▶

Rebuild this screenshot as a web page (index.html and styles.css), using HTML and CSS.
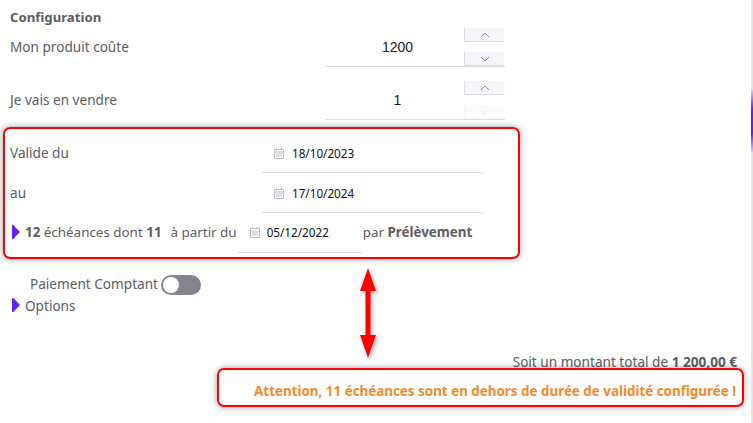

◀
▶

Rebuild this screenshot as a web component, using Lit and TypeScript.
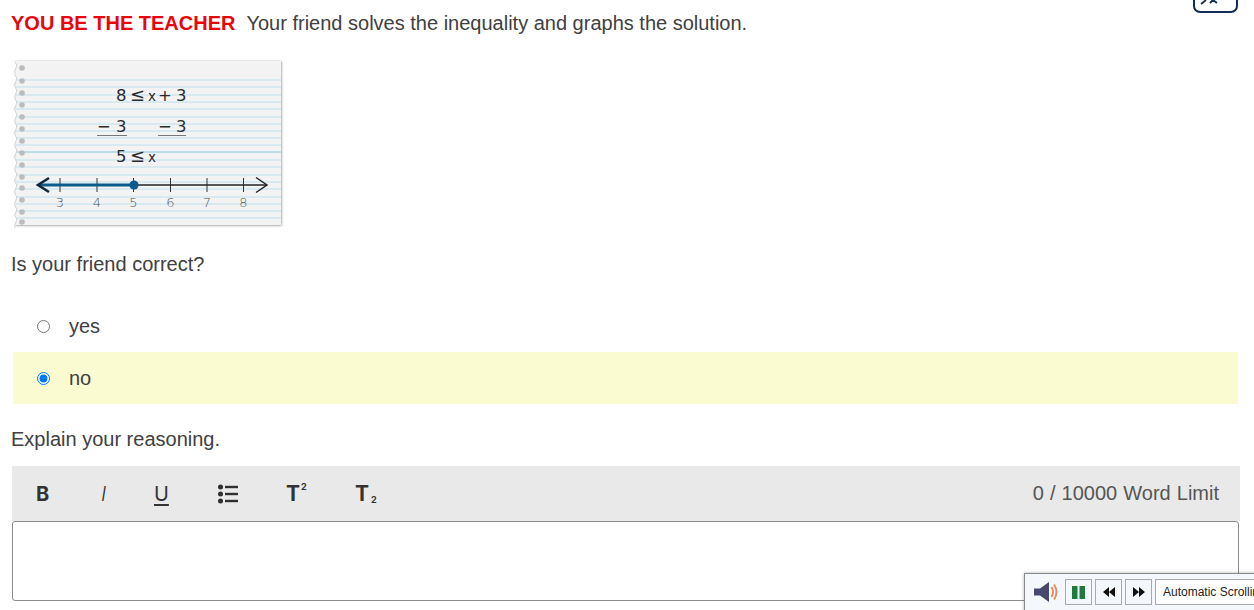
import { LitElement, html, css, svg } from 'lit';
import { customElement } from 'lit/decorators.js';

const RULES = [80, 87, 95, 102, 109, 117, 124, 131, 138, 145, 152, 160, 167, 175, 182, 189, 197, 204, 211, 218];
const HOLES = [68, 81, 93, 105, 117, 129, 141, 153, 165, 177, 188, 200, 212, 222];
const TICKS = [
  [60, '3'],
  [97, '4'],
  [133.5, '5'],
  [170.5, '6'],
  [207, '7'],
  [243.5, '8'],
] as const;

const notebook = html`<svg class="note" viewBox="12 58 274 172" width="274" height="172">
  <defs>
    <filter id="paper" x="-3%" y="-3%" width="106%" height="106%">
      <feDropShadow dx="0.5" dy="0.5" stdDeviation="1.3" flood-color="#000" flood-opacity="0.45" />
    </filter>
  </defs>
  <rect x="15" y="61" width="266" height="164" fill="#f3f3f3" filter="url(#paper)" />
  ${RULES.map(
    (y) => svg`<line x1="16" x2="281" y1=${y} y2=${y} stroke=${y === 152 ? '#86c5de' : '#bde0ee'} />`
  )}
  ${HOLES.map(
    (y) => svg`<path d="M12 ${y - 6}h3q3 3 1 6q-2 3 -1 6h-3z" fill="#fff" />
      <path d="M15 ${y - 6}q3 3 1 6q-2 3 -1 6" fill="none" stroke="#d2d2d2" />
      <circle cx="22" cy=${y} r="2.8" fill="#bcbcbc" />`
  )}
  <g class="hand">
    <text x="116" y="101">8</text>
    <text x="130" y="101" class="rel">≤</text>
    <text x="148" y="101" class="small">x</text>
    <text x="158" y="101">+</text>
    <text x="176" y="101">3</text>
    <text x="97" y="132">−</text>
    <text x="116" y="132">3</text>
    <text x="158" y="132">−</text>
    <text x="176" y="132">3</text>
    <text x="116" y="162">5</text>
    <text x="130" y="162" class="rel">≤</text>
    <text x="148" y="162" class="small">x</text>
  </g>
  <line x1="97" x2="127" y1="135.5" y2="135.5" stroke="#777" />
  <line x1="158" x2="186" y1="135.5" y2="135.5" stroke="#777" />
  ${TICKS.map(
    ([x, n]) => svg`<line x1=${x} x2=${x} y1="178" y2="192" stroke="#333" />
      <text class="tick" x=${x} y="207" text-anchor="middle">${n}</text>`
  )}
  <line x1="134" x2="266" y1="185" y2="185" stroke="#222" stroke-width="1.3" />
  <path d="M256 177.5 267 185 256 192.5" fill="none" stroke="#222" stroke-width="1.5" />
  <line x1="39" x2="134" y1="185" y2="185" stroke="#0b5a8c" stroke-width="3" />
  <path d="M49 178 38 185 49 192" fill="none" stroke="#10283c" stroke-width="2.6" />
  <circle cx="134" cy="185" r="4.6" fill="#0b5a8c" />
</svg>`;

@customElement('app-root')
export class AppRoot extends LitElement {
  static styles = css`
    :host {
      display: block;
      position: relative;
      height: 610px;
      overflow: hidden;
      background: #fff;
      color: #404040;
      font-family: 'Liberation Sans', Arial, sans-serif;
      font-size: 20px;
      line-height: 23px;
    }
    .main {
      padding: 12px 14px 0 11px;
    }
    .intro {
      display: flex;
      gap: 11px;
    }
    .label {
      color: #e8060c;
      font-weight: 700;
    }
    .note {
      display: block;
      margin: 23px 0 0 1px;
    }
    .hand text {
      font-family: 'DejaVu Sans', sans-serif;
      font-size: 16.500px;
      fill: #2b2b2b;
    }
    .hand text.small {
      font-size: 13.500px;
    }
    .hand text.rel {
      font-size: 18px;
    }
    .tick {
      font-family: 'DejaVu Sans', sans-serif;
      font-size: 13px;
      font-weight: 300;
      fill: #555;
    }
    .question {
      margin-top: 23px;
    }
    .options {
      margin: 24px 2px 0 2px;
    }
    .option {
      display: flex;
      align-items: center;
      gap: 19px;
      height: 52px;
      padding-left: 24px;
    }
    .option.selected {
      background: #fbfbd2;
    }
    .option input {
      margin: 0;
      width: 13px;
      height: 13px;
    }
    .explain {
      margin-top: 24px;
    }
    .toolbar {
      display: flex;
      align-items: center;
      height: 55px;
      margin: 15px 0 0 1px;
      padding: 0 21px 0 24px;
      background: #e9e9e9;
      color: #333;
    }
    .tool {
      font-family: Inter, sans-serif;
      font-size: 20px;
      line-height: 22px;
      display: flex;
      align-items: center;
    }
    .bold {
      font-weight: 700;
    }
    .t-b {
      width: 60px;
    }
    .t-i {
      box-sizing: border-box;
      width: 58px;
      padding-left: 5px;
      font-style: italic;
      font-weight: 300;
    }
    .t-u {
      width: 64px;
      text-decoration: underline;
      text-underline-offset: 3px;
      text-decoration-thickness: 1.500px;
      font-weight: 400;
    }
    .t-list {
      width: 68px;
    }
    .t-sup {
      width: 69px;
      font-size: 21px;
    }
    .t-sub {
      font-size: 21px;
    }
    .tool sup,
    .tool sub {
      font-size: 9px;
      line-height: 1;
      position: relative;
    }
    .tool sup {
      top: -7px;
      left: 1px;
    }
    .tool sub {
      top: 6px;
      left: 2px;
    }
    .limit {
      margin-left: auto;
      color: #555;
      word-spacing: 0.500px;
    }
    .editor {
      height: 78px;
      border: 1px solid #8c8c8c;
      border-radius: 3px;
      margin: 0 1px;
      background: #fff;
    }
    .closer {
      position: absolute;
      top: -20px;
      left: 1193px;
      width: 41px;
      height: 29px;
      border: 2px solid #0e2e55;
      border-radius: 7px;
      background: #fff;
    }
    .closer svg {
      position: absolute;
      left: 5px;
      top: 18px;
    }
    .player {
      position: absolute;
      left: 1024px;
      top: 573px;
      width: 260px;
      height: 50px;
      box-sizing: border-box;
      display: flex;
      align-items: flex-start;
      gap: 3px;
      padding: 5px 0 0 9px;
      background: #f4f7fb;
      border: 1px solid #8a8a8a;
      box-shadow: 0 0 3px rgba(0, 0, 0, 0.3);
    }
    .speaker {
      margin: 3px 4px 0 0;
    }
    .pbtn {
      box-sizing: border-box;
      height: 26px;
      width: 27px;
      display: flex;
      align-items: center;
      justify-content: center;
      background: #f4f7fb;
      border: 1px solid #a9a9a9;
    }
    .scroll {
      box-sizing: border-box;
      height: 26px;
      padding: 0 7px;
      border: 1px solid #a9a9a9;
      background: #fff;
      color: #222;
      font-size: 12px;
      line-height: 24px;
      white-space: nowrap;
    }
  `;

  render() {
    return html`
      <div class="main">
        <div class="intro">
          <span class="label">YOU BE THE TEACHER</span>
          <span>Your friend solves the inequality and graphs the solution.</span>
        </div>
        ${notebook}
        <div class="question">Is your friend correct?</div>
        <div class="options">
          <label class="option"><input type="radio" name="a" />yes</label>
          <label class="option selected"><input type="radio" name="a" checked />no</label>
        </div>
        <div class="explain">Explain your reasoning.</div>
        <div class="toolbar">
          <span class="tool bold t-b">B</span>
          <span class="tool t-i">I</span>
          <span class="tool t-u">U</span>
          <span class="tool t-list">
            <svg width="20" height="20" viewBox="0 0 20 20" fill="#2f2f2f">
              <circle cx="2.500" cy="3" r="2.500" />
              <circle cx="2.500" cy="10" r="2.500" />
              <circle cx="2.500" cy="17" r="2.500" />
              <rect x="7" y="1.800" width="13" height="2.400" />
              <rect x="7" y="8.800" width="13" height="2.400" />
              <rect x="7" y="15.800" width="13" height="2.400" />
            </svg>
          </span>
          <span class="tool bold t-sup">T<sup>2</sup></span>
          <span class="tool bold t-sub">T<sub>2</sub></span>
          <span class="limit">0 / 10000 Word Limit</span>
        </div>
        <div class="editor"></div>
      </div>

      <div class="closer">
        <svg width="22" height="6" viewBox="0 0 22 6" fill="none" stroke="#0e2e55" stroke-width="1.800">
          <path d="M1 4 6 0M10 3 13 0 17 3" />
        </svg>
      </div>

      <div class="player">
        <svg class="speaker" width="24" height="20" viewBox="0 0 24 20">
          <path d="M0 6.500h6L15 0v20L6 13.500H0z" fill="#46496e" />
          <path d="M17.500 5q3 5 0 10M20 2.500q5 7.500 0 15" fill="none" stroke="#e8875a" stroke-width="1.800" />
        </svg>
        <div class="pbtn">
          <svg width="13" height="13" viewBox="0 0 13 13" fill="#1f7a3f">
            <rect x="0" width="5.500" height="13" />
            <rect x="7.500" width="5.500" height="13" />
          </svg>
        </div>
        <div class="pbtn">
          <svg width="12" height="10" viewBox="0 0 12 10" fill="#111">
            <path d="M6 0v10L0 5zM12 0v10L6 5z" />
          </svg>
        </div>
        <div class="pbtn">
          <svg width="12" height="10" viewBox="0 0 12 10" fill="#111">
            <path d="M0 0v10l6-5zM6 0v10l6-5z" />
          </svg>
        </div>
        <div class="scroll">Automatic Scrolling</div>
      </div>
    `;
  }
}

◀

TASK DESCRIPTION:
Identify every line holding the word "screenshot" and copy it out.

REPLY:
Rebuild this screenshot as a web page (index.html and styles.css), using HTML and CSS.
Rebuild this screenshot as a web component, using Lit and TypeScript.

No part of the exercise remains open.